● **Written task**: Give back the full listing verbatim, apart from its images.

● **Data extract**:
━━━━━━

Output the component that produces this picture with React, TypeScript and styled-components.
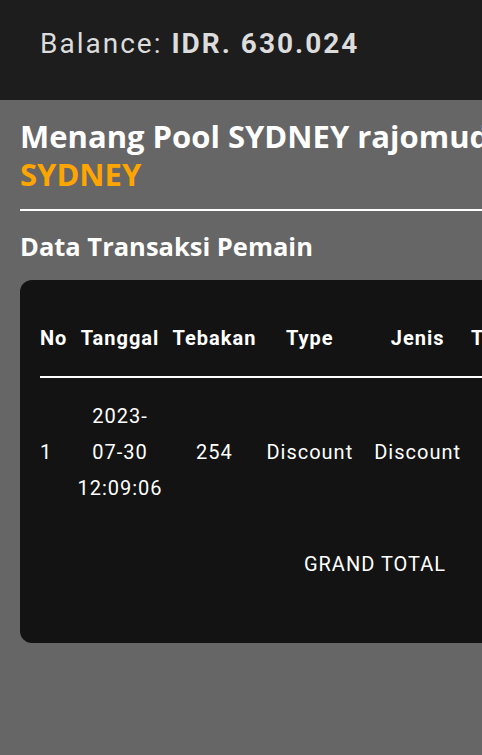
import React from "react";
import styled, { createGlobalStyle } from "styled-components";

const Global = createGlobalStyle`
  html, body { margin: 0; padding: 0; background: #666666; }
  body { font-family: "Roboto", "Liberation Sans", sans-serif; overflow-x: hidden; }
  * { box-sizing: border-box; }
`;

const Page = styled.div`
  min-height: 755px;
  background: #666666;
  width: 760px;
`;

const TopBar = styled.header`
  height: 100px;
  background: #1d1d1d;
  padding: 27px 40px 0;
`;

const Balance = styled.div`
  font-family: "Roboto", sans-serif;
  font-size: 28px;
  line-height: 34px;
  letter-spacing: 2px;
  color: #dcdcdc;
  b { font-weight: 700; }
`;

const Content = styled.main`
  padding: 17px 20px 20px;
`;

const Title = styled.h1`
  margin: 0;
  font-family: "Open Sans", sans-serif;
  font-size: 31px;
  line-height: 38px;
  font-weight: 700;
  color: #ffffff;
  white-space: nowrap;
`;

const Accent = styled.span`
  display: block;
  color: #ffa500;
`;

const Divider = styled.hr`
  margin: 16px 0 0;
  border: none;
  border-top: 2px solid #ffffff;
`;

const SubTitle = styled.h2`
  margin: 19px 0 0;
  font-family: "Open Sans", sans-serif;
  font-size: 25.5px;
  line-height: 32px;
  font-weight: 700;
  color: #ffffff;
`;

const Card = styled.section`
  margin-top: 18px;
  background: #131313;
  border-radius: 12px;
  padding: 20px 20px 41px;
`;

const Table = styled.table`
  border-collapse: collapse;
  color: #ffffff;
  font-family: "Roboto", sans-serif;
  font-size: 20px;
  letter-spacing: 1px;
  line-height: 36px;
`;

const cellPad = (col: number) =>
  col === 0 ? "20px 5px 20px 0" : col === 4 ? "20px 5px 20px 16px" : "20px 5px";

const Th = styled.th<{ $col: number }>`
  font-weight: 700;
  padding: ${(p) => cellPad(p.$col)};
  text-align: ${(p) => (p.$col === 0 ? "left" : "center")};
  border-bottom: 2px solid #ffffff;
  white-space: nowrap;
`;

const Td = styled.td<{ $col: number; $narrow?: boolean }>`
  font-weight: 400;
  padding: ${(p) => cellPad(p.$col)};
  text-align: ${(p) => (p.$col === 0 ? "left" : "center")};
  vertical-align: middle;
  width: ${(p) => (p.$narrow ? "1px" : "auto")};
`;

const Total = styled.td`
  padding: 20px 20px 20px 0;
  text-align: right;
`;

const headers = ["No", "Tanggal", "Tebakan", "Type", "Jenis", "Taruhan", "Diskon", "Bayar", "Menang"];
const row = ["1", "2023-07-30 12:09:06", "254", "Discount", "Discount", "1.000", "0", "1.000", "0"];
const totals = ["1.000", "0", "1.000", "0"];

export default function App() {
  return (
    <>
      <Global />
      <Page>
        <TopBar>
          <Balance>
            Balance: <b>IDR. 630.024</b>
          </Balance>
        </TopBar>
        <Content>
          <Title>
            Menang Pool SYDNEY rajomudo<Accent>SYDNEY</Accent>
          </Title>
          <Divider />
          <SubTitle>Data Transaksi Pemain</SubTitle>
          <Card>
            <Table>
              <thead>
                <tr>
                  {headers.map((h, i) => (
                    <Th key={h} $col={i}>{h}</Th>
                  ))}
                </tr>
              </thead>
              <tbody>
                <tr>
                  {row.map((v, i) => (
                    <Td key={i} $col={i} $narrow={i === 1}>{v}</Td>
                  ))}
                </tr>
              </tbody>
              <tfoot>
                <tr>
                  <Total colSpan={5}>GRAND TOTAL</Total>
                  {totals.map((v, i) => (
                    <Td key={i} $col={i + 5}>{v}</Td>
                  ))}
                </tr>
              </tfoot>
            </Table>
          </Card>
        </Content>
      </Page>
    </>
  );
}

━━━━━━

● **Answer below**:
Output the component that produces this picture with React, TypeScript and styled-components.
import React from "react";
import styled, { createGlobalStyle } from "styled-components";

const Global = createGlobalStyle`
  html, body { margin: 0; padding: 0; background: #666666; }
  body { font-family: "Roboto", "Liberation Sans", sans-serif; overflow-x: hidden; }
  * { box-sizing: border-box; }
`;

const Page = styled.div`
  min-height: 755px;
  background: #666666;
  width: 760px;
`;

const TopBar = styled.header`
  height: 100px;
  background: #1d1d1d;
  padding: 27px 40px 0;
`;

const Balance = styled.div`
  font-family: "Roboto", sans-serif;
  font-size: 28px;
  line-height: 34px;
  letter-spacing: 2px;
  color: #dcdcdc;
  b { font-weight: 700; }
`;

const Content = styled.main`
  padding: 17px 20px 20px;
`;

const Title = styled.h1`
  margin: 0;
  font-family: "Open Sans", sans-serif;
  font-size: 31px;
  line-height: 38px;
  font-weight: 700;
  color: #ffffff;
  white-space: nowrap;
`;

const Accent = styled.span`
  display: block;
  color: #ffa500;
`;

const Divider = styled.hr`
  margin: 16px 0 0;
  border: none;
  border-top: 2px solid #ffffff;
`;

const SubTitle = styled.h2`
  margin: 19px 0 0;
  font-family: "Open Sans", sans-serif;
  font-size: 25.5px;
  line-height: 32px;
  font-weight: 700;
  color: #ffffff;
`;

const Card = styled.section`
  margin-top: 18px;
  background: #131313;
  border-radius: 12px;
  padding: 20px 20px 41px;
`;

const Table = styled.table`
  border-collapse: collapse;
  color: #ffffff;
  font-family: "Roboto", sans-serif;
  font-size: 20px;
  letter-spacing: 1px;
  line-height: 36px;
`;

const cellPad = (col: number) =>
  col === 0 ? "20px 5px 20px 0" : col === 4 ? "20px 5px 20px 16px" : "20px 5px";

const Th = styled.th<{ $col: number }>`
  font-weight: 700;
  padding: ${(p) => cellPad(p.$col)};
  text-align: ${(p) => (p.$col === 0 ? "left" : "center")};
  border-bottom: 2px solid #ffffff;
  white-space: nowrap;
`;

const Td = styled.td<{ $col: number; $narrow?: boolean }>`
  font-weight: 400;
  padding: ${(p) => cellPad(p.$col)};
  text-align: ${(p) => (p.$col === 0 ? "left" : "center")};
  vertical-align: middle;
  width: ${(p) => (p.$narrow ? "1px" : "auto")};
`;

const Total = styled.td`
  padding: 20px 20px 20px 0;
  text-align: right;
`;

const headers = ["No", "Tanggal", "Tebakan", "Type", "Jenis", "Taruhan", "Diskon", "Bayar", "Menang"];
const row = ["1", "2023-07-30 12:09:06", "254", "Discount", "Discount", "1.000", "0", "1.000", "0"];
const totals = ["1.000", "0", "1.000", "0"];

export default function App() {
  return (
    <>
      <Global />
      <Page>
        <TopBar>
          <Balance>
            Balance: <b>IDR. 630.024</b>
          </Balance>
        </TopBar>
        <Content>
          <Title>
            Menang Pool SYDNEY rajomudo<Accent>SYDNEY</Accent>
          </Title>
          <Divider />
          <SubTitle>Data Transaksi Pemain</SubTitle>
          <Card>
            <Table>
              <thead>
                <tr>
                  {headers.map((h, i) => (
                    <Th key={h} $col={i}>{h}</Th>
                  ))}
                </tr>
              </thead>
              <tbody>
                <tr>
                  {row.map((v, i) => (
                    <Td key={i} $col={i} $narrow={i === 1}>{v}</Td>
                  ))}
                </tr>
              </tbody>
              <tfoot>
                <tr>
                  <Total colSpan={5}>GRAND TOTAL</Total>
                  {totals.map((v, i) => (
                    <Td key={i} $col={i + 5}>{v}</Td>
                  ))}
                </tr>
              </tfoot>
            </Table>
          </Card>
        </Content>
      </Page>
    </>
  );
}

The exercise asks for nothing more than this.